The Basic Concepts of C-Corporations
 


The most common corporate entity type is the “C” Corporation or General Corporation. This entity is widely used by companies planTning on issuing large quantities of stock in either a private or public forum as there is no limit to the number of stockholders the company is allowed to have. Because a corporation is a separate entity under the law, its shareholders personal liability is limited to the amount they have invested in the company.

Since the C Corporation is a separate taxpayer, it is the corporation itself that pays taxes on the income it receives. This means that after payroll and other deductions, the C Corporation pays corporate taxes on all profits accumulated throughout its fiscal year. The positive of this is that under certain circumstances, income earned by the corporation could in fact be taxed at a lower rate than taxes on a sole proprietor or self-employed person. Also, the C Corporation has its own tax life, meaning that it can survive past its owners, this attribute could be very beneficial in estate planning. C Corporations can also cover items such as pension and medical plans for its employees as well as college assistance programs and other insurance premium deductibles with pre-tax dollars.
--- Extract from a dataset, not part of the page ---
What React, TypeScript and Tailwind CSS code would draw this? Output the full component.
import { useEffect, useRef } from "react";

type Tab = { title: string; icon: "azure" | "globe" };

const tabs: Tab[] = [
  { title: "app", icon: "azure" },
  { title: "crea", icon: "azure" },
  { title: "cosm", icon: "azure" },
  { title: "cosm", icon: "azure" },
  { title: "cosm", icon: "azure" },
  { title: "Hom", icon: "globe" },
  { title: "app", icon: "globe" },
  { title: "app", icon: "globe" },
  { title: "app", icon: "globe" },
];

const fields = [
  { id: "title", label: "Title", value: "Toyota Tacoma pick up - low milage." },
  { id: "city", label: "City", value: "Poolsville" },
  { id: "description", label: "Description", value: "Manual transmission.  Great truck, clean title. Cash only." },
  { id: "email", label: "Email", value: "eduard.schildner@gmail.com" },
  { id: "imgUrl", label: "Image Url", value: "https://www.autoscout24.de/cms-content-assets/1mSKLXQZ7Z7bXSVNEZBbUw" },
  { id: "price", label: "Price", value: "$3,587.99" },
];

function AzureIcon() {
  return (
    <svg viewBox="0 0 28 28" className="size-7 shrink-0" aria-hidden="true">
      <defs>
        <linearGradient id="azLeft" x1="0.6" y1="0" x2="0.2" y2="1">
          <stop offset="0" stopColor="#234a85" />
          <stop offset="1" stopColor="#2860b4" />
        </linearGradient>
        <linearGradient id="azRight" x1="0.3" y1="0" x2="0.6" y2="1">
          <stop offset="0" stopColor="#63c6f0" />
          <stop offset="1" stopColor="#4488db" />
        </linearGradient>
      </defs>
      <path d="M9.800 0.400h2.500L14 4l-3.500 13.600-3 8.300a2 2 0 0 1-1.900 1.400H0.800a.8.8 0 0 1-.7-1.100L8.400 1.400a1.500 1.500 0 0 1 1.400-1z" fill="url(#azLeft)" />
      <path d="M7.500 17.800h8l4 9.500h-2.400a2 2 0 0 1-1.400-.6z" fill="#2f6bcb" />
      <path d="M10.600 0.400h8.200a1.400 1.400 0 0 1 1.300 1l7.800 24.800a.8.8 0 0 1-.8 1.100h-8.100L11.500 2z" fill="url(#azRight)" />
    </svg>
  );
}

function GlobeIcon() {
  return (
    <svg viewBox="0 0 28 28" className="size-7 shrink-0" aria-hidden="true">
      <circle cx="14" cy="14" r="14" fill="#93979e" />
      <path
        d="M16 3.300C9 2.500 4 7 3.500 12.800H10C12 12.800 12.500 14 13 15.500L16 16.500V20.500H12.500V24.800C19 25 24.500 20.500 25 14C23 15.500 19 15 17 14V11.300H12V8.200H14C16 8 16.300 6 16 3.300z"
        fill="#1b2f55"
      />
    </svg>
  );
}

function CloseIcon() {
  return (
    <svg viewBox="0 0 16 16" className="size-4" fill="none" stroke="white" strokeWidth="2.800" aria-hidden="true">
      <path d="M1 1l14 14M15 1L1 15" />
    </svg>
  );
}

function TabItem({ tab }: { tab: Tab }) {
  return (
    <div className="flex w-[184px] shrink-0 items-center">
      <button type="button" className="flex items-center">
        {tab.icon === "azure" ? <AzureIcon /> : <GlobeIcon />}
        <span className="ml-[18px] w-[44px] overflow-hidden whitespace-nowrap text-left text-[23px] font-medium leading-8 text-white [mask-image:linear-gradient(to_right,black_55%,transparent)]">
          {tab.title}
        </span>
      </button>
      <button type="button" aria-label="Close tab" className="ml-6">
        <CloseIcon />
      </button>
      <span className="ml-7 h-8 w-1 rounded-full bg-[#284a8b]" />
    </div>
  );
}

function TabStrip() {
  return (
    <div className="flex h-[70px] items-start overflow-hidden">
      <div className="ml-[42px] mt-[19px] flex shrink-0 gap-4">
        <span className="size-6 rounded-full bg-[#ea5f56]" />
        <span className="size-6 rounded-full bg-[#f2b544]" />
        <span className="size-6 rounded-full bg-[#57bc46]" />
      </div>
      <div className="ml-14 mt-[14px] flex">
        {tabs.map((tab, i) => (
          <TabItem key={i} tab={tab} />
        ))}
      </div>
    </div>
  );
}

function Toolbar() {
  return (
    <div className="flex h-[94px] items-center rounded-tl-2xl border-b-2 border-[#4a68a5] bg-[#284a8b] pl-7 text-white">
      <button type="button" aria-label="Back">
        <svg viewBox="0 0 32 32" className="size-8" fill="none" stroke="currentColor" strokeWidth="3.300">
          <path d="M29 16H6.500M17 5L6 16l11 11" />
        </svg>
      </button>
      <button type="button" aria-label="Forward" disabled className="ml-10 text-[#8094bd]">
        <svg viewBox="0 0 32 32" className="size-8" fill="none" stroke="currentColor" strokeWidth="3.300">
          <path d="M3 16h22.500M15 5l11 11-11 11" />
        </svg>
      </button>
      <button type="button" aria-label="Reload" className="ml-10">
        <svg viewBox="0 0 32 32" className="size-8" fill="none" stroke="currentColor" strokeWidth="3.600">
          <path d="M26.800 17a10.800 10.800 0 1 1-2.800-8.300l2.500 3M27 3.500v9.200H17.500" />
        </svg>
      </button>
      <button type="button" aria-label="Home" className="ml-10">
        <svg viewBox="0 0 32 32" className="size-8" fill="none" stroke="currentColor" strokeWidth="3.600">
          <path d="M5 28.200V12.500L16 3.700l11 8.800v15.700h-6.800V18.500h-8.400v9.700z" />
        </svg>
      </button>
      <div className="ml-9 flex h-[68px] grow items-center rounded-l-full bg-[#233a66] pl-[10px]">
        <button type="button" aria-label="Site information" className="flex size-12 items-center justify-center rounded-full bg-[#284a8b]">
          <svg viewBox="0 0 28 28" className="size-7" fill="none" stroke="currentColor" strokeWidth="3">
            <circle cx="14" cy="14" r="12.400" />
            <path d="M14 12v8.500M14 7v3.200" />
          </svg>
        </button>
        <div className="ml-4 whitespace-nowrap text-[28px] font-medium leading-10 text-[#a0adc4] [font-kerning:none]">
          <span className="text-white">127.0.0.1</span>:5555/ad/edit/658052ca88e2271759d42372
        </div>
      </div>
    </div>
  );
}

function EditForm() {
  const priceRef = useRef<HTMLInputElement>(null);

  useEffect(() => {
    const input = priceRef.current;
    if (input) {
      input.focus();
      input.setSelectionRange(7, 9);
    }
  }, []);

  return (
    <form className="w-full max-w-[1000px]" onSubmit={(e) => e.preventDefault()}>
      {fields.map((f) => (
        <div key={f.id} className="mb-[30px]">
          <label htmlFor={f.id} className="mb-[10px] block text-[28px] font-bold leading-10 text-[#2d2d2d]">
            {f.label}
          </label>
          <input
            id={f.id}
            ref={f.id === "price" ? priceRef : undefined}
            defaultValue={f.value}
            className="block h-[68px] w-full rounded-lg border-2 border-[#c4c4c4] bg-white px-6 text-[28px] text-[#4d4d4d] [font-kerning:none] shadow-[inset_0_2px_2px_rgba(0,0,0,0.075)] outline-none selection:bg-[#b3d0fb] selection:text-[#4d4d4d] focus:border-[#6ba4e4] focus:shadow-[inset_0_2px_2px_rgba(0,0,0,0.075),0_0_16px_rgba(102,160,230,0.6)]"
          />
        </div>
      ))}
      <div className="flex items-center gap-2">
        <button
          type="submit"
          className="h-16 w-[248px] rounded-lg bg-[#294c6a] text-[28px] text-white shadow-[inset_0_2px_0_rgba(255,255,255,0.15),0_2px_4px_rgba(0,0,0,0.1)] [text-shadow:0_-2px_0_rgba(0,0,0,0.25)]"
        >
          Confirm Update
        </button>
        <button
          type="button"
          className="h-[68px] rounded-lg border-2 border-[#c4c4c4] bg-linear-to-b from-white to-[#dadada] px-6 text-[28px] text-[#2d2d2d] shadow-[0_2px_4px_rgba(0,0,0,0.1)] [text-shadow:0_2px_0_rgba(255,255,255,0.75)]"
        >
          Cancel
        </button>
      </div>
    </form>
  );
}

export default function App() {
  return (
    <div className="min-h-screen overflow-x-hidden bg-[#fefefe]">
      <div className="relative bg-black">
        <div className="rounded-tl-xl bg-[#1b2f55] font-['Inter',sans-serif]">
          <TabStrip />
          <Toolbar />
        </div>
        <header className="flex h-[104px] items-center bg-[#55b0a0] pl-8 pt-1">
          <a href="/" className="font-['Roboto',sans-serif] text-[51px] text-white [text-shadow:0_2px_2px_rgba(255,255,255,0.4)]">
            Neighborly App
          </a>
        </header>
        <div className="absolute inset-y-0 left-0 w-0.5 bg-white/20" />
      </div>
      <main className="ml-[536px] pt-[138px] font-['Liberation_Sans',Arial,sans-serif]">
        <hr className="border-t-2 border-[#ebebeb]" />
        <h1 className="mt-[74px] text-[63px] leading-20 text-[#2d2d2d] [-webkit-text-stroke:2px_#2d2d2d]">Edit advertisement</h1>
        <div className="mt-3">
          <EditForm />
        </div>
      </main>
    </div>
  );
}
The negative side to a C Corporation is that, in some circumstances, the profits can fall under a double taxation scenario. This occurs when dividends are paid out to beneficiaries with after tax dollars only to be taxed again as personal income. This scenario can be avoided however, with a simple election which turns your normal C Corporation into a “pass through” entity like a “S” Corporation.

Advantages of the C Corporation

Creation of the corporate shield that, in the absence of personal guarantees, limits the liability of stockholders to their capital investment in the corporation and the usefulness for estate planning purposes of the corporate form of business organization are frequently cited advantages of forming a C corporation. Other advantages include the following:

  • The perpetual life of the corporation makes possible its continuation, and the relatively undisturbed continued operation of your business, despite the incapacity or death of one or more stockholders.
  • Big tax deductions available to owners of a C corporation that is not available to shareholders that own over 10% of an S corporation are insurance deductions. Medical insurance and other medical costs can be 100% deductible to C corporations. This includes medical insurance payments, deductibles, prescription items and non-prescription items such as aspirin and bandages. Life insurance up to a set limit per person is also tax deductible.
  • Housing costs and other benefits for employees (including stockholder-employees) can be a tax-deductible expense for the corporation.
  • Fractional ownership interests are easily accommodated in the initial offering of stock.
  • The purchase, sale, and gifting of stock make possible changes in ownership without disturbing the corporation's ability to conduct business.
  • The required separation of finances and records for the corporation reduces the risk of unrecognized equity liquidations.
  • To the extent the corporate shield is maintained and other investments and savings of the stockholders are not at risk, the personal life of stockholders is simplified.
  • The annual meetings of stockholders and consultations with legal counsel can provide stimulus for improved communication with the stockholder group (usually a family group) and can provide more comprehensive guidance for management.

Limitations of the C Corporation

It is financially advantageous to the owners of most C corporations to pay surpluses to employees in the form of salaries or bonuses rather than as dividends. Corporate net income distributed to stockholders in the form of dividends is taxed once at the corporate level and again at the recipient’s level. That is, as a corporate entity, C corporations must pay income tax on their net income prior to any distribution of dividends to stockholders, and the dividends are taxable to the stockholders resulting in double taxation of corporation income distributed to the stockholders. The effects of this limitation can be reduced when the stockholders are corporation employees and derive most of their income from salaries and wages paid by the corporation and no dividends are paid.

Other Limitations of the C Corporation

  • Conflicts or disagreements among the usually small group of stockholders in a small scale entrepreneurship corporation may immobilize decision making.
  • Restrictions on the sale of stock and/or buy-back agreements included in the bylaws may prevent minority stockholders from being able to recover the value of their investment in the corporation.
  • Through the processes of gifting and inheritance, stock ownership can become divided among many persons who are not participants in operations of the business, and that can result in their becoming a voting block that does not support needs and decisions believed desirable by managing stockholders.
  • Over time, corporation paid benefits for stockholder-employees may become costly and exceed the ability of the business to pay.
  • If appreciated assets are owned by the corporation and the corporation is dissolved, income taxes on the appreciation amount will be generated.

The corporate shield of limited liability may be lost:

  • When corporate formalities are not followed – that is, when director and shareholder meetings are not held and minutes of such meetings are not kept.
  • When corporate assets are treated as personal assets – for example, when a corporate vehicle is used for family vacation and the corporation is not reimbursed for the non-business use.